The initial months I wanted to post every day and some times would finish books just to review them here. It's an eclectic selection. Most of the book I wrote about where the common ones available in council libraries here. I have often travelled to different suburbs and checked out their libraries just to get a taste of their collections. That explains the choice of books.While reading, I became more and mroe engrossed in fantasies. I think I wrote more about them any other genre. That explains my posts.

In a way, writing here helped me not only to give shape to my thoughts but also acquire a small facility with language. I am still not very comfortable wth English which is not my first lanaguage but I am getting there. Many of my posts are full of typos and gramamtical bloopers but that's because I do not edit them and post them straight away, most times after a cursory check. It seems to be a careless way of doing things and the mark of a professional writer is to diligently edit his own stuff. I am far too lazy for that.
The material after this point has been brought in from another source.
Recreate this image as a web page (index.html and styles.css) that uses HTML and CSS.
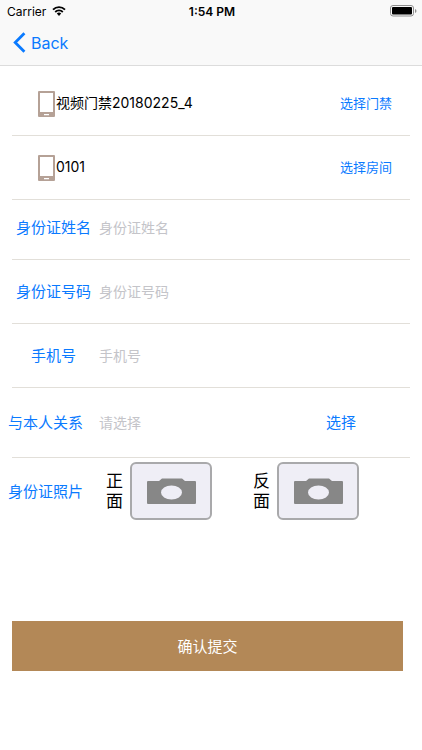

Personally, I see that much benefit in writing here. When I started, I would take hours to get a piece straight. Nowadays, I can write much faster and with less mental pain.

What of the readership? Typically my posts get very few commenters. I simply lack the ability to provoke comment. I have tried some stupid tricks just to get everybody's attention but nothing seems to work for me. While Orble was indifferent, Google wasn't. I daily get 500 hits. Even if 10% of them are reading my posts, that's still something.

Last month, I was very busy and couldn't write anything much less read. I was so preoccupied I didn't even check the site. Today, I checked it for the first time after 25 days and I am still getting the same number of readers. What does that prove?